» Task goal
How many lines hold the string "React"? Give only the number.

[Begin Data]

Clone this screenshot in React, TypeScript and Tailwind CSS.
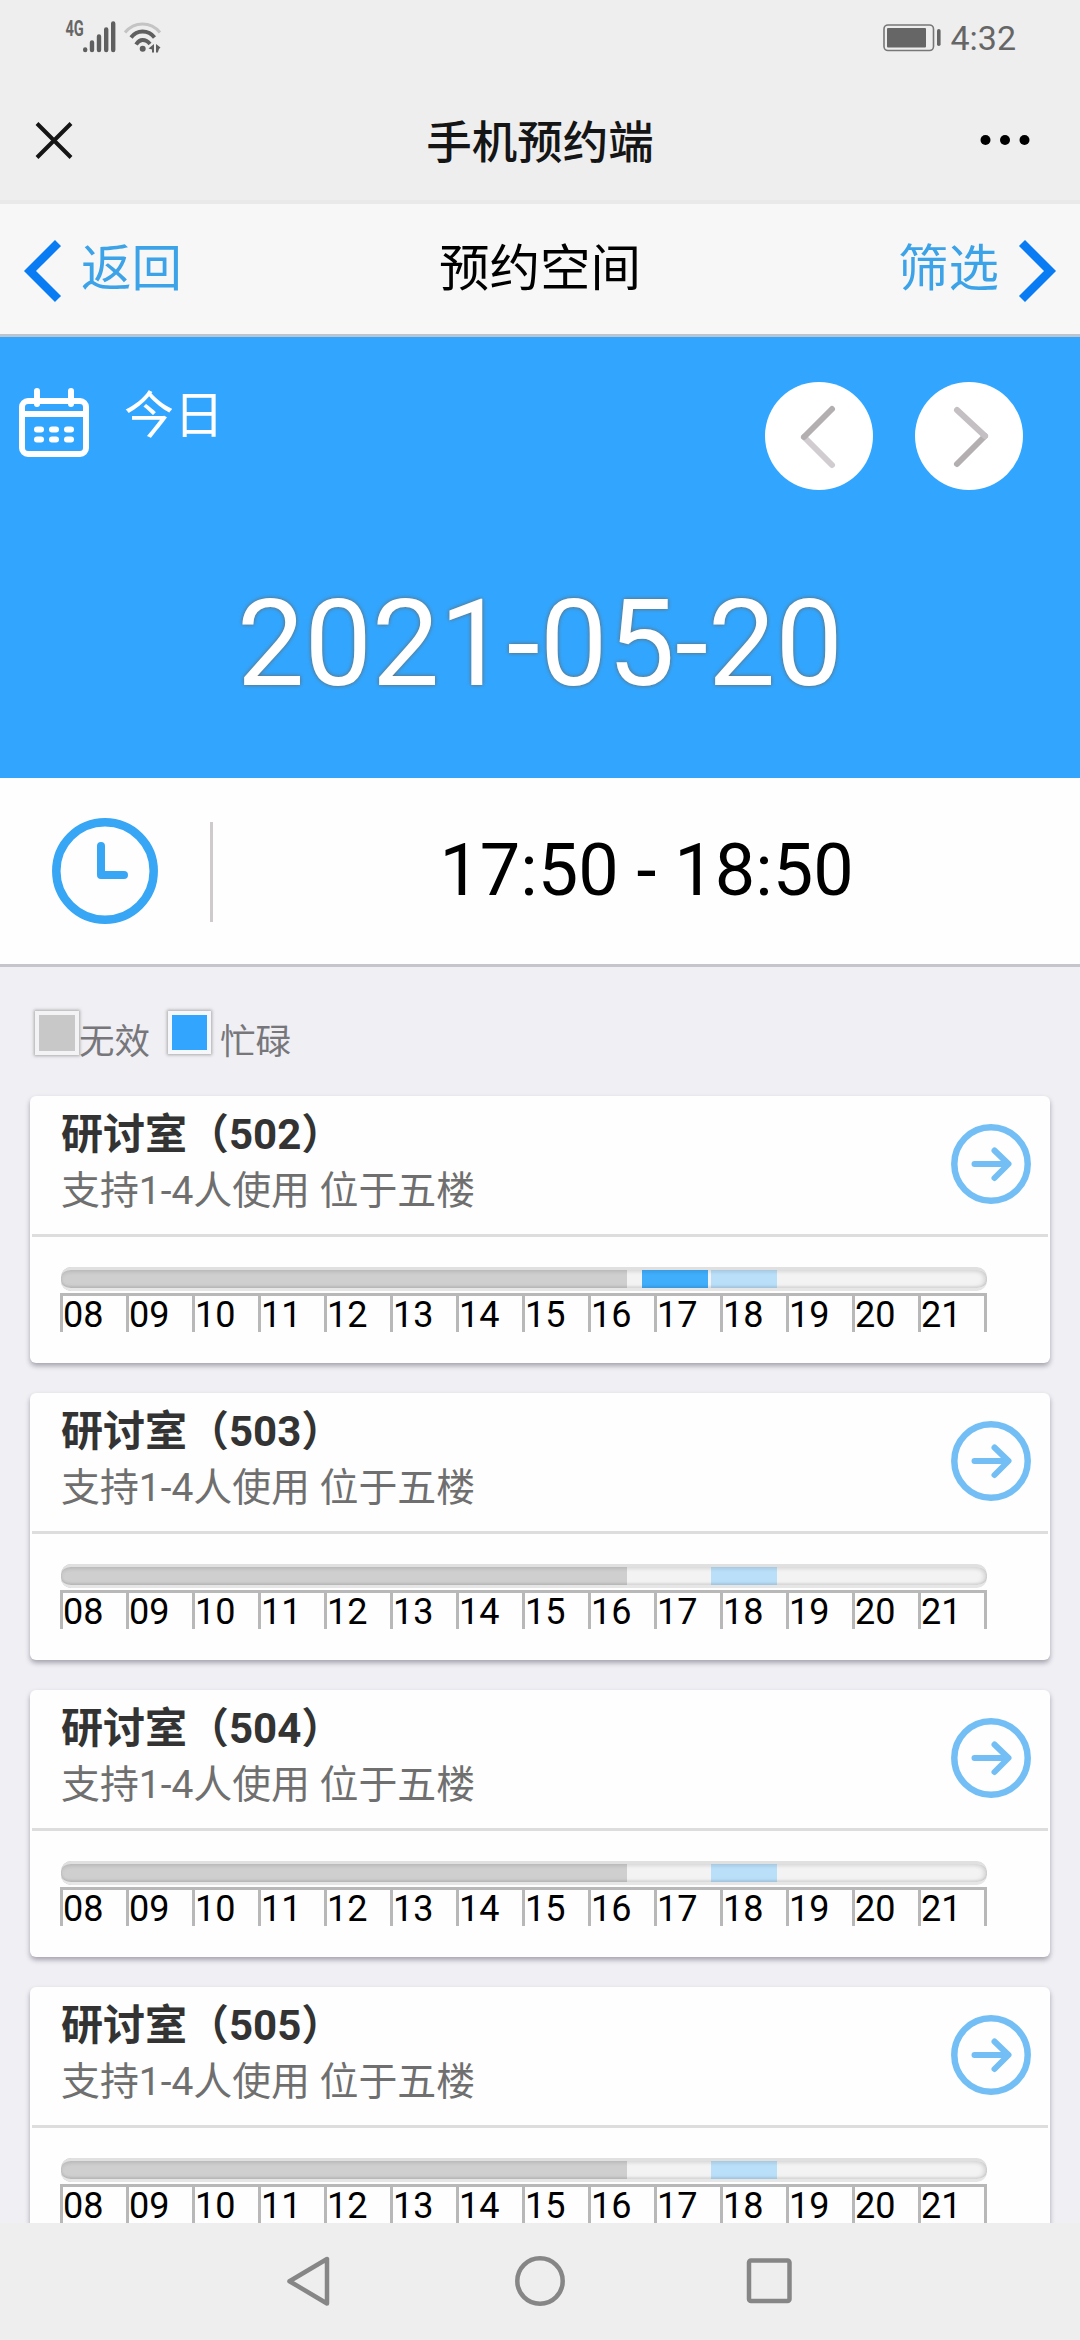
import React from 'react';

const hours = ['08', '09', '10', '11', '12', '13', '14', '15', '16', '17', '18', '19', '20', '21'];

const rooms = [
  { id: '502', busy: true },
  { id: '503', busy: false },
  { id: '504', busy: false },
  { id: '505', busy: false },
];

function StatusBar() {
  return (
    <div className="flex h-[76px] shrink-0 items-start justify-between pl-[62px] pr-[64px] pt-[14px] text-[#666666]">
      <div className="flex">
        <span className="mt-[6px] h-[18px] w-[21px] origin-left scale-x-[0.68] pl-[5px] text-[21.5px] font-bold leading-[18px]">4G</span>
        <svg width="80" height="46" viewBox="83 14 80 46" fill="none">
          <g stroke="#5f5f5f" strokeWidth="4.4" strokeLinecap="round">
            <path d="M85.2 49.5v.5M92 42.5v7.5M99 36.5v13.5M106.2 29.5v20.5M113.2 23.5v26.5" />
          </g>
          <g strokeLinecap="butt" strokeWidth="3">
            <path d="M125 32.5Q132 24 142.500 24Q153 24 160 32.500" stroke="#c4c4c4" />
            <path d="M131 37.500Q135.500 31.500 142.500 31.500Q150 31.500 154.500 37.500" stroke="#5f5f5f" strokeWidth="3.800" />
            <path d="M136 44.500Q139 40 142.500 40Q147 40 150 44" stroke="#5f5f5f" strokeWidth="3.800" />
          </g>
          <circle cx="142.700" cy="48.800" r="3" fill="#5f5f5f" />
          <path d="M148.500 48.500L154 44v8.500h-2v-3zM156 44l4.500 3.500L159 49l-1.200 3.500H156z" fill="#5f5f5f" />
        </svg>
      </div>
      <div className="flex">
        <svg width="60" height="46" viewBox="882 14 60 46" fill="none">
          <rect x="884" y="25" width="49.500" height="25.500" rx="4" stroke="#777" strokeWidth="1.600" />
          <rect x="887" y="28" width="39" height="19.500" rx="1" fill="#666" />
          <rect x="937" y="29" width="3.600" height="17" rx="1.800" fill="#666" />
        </svg>
        <span className="ml-[8px] text-[34px] leading-[49px]">4:32</span>
      </div>
    </div>
  );
}

function TitleBar() {
  return (
    <div className="grid h-[124px] shrink-0 grid-cols-3 items-center px-[33px]">
      <svg width="42" height="42" viewBox="0 0 42 42" className="mt-[5px]">
        <path d="M4 3.500L38 37.500M38 3.500L4 37.500" stroke="#151515" strokeWidth="4" />
      </svg>
      <h1 className="mt-[11px] text-center text-[45.5px] font-medium leading-[60px] text-[#151515]">手机预约端</h1>
      <svg width="50" height="12" viewBox="0 0 50 12" className="ml-auto mr-[17px] mt-[4px]">
        <circle cx="5.500" cy="6" r="5" />
        <circle cx="25" cy="6" r="5" />
        <circle cx="44.500" cy="6" r="5" />
      </svg>
    </div>
  );
}

function NavBar() {
  return (
    <div className="flex h-[137px] shrink-0 items-center justify-between border-b-[3px] border-t-[4px] border-b-[#bcc5cf] border-t-[#e9e9e9] bg-[#f7f7f7] px-[23px] text-[50.5px] leading-[60px]">
      <div className="flex items-center text-[#3da3e8]">
        <svg width="40" height="62" viewBox="0 0 40 62" fill="none" className="mt-[4px]">
          <path d="M35 3L7 31L35 59" stroke="#0a7cf3" strokeWidth="8.500" />
        </svg>
        <span className="ml-[18px]">返回</span>
      </div>
      <span>预约空间</span>
      <div className="flex items-center text-[#3da3e8]">
        <span className="mr-[18px]">筛选</span>
        <svg width="40" height="62" viewBox="0 0 40 62" fill="none" className="mt-[4px]">
          <path d="M5 3L33 31L5 59" stroke="#0a7cf3" strokeWidth="8.500" />
        </svg>
      </div>
    </div>
  );
}

function DatePanel() {
  return (
    <div className="flex h-[441px] shrink-0 flex-col bg-[#32a6ff] text-white">
      <div className="flex items-start pl-[19px] pr-[57px] pt-[45px]">
        <svg width="70" height="76" viewBox="0 0 70 76" fill="none" stroke="white" strokeWidth="6" strokeLinecap="round">
          <rect x="3" y="19" width="64" height="53" rx="6" />
          <path d="M3 32H67" />
          <path d="M18 9V22M52 9V22" />
          <path d="M18 47.500h4M33 47.500h4M48 47.500h4M18 57.500h4M33 57.500h4M48 57.500h4" strokeWidth="6" />
        </svg>
        <span className="ml-[35px] mt-[4px] text-[50px] leading-[60px]">今日</span>
        <div className="ml-auto flex gap-[42px]">
          <button className="flex size-[108px] items-center justify-center rounded-full bg-white">
            <svg width="108" height="108" viewBox="0 0 108 108" fill="none" strokeWidth="6" strokeLinecap="round">
              <path d="M67 83L39 55" stroke="#d0cccf" />
              <path d="M67 27L39 55" stroke="#b3afb1" />
            </svg>
          </button>
          <button className="flex size-[108px] items-center justify-center rounded-full bg-white">
            <svg width="108" height="108" viewBox="0 0 108 108" fill="none" strokeWidth="6" strokeLinecap="round">
              <path d="M42 82L70 54" stroke="#b3afb1" />
              <path d="M42 28L70 54" stroke="#c3bfc2" />
            </svg>
          </button>
        </div>
      </div>
      <div className="mt-[78px] text-center text-[120px] leading-[152px] [text-shadow:0_0_4px_rgba(110,95,75,0.9)]">2021-05-20</div>
    </div>
  );
}

function TimeRow() {
  return (
    <div className="flex h-[189px] shrink-0 items-center border-b-[3px] border-[#c6c5cb] bg-[#fefefe]">
      <svg width="106" height="106" viewBox="0 0 106 106" fill="none" stroke="#37a6f5" strokeWidth="8.500" className="ml-[52px]">
        <circle cx="53" cy="53" r="48.700" />
        <path d="M49 28V57H72" strokeWidth="8" strokeLinecap="round" strokeLinejoin="round" />
      </svg>
      <div className="ml-[52px] mt-[2px] h-[100px] w-[3px] bg-[#cfcbcd]" />
      <span className="flex-1 text-center text-[72px] leading-[84px] text-black">17:50 - 18:50</span>
    </div>
  );
}

function Legend() {
  return (
    <div className="flex h-[129px] shrink-0 items-start pl-[35px] pt-[44px] text-[#77777b]">
      <span className="size-[44px] border-[4px] border-[#f3f2f4] bg-[#c9c8c9] shadow-[0_0_3px_1px_#aaa]" />
      <span className="mt-[10px] text-[35.5px] leading-[42px]">无效</span>
      <span className="ml-[18px] size-[43px] border-[4px] border-[#f6f7fb] bg-[#32a6ff] shadow-[0_0_3px_1px_#aaa]" />
      <span className="ml-[9px] mt-[10px] text-[35.5px] leading-[42px]">忙碌</span>
    </div>
  );
}

function Timeline({ busy }: { busy: boolean }) {
  return (
    <div className="ml-[30px] mt-[30px] w-[927px]">
      <div className="relative ml-px flex h-[24px] w-[926px] overflow-hidden rounded-[10px] bg-[#f4f3f4]">
        <div className="w-[566px] bg-[#cfcfcf]" />
        <div className="w-[15px]" />
        <div className={busy ? 'w-[66px] bg-[#40aefb]' : 'w-[66px]'} />
        <div className="ml-[3px] w-[66px] bg-[#b9dff9]" />
        <div className="absolute inset-0 rounded-[10px] border-y-[3px] border-b-[#e6e6e6] border-t-[#e0e0e0] shadow-[inset_-3px_0_5px_rgba(0,0,0,0.12),inset_0_2px_4px_rgba(0,0,0,0.06),inset_0_-2px_2px_rgba(0,0,0,0.06)]" />
      </div>
      <div className="mt-[2px] flex w-[927px] border-r-[3px] border-t-[3px] border-[#b8b8b8]">
        {hours.map((h) => (
          <div key={h} className="h-[36px] w-[66px] border-l-[3px] border-[#b8b8b8] text-[36px] leading-[38px] text-black">
            {h}
          </div>
        ))}
      </div>
    </div>
  );
}

function RoomCard({ id, busy }: { id: string; busy: boolean }) {
  return (
    <div className="h-[267px] shrink-0 rounded-[6px] bg-[#fefefe] px-[2px] shadow-[0_3px_5px_rgba(60,50,70,0.4)]">
      <div className="flex h-[141px] items-start justify-between border-b-[3px] border-[#dddddd] pl-[29px] pr-[17px]">
        <div className="flex flex-col">
          <span className="mt-[13px] text-[42px] font-bold leading-[51px] text-[#333333]">研讨室（{id}）</span>
          <span className="mt-[5px] text-[38.9px] leading-[51px] text-[#6f6f6f]">支持1-4人使用 位于五楼</span>
        </div>
        <svg width="80" height="80" viewBox="0 0 80 80" fill="none" stroke="#73bff5" strokeWidth="6.500" className="mt-[28px]">
          <circle cx="40" cy="40" r="36.700" />
          <path d="M23.500 40H57M43.500 26.500L57.500 40L43.500 54" strokeLinecap="round" strokeLinejoin="round" strokeWidth="6" />
        </svg>
      </div>
      <div className="-ml-[2px] flex">
        <Timeline busy={busy} />
      </div>
    </div>
  );
}

function SystemNav() {
  return (
    <div className="flex h-[117px] shrink-0 items-start justify-center gap-[179px] bg-[#eeeeee] pt-[32px] text-[#868686]">
      <svg width="50" height="52" viewBox="4 0 50 52" fill="none" stroke="currentColor" strokeWidth="4.500" strokeLinejoin="round">
        <path d="M46 4V48.500L8.500 26.200Z" />
      </svg>
      <svg width="52" height="52" viewBox="0 0 52 52" fill="none" stroke="currentColor" strokeWidth="4.500">
        <circle cx="26" cy="26" r="22.700" />
      </svg>
      <svg width="50" height="52" viewBox="-1 0 50 52" fill="none" stroke="currentColor" strokeWidth="4.500">
        <rect x="3" y="5.500" width="40.500" height="40.500" rx="2" />
      </svg>
    </div>
  );
}

export default function App() {
  return (
    <div
      lang="zh-CN"
      className="flex h-[2340px] w-[1080px] flex-col overflow-hidden bg-[#eeeeee] font-[Roboto,'Noto_Sans_CJK_SC',sans-serif] text-black"
    >
      <StatusBar />
      <TitleBar />
      <NavBar />
      <DatePanel />
      <TimeRow />
      <div className="flex min-h-0 flex-1 flex-col overflow-hidden bg-[#efeff4]">
        <Legend />
        <div className="flex flex-col gap-[30px] px-[30px]">
          {rooms.map((r) => (
            <RoomCard key={r.id} id={r.id} busy={r.busy} />
          ))}
        </div>
      </div>
      <SystemNav />
    </div>
  );
}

[End Data]

» Task output
2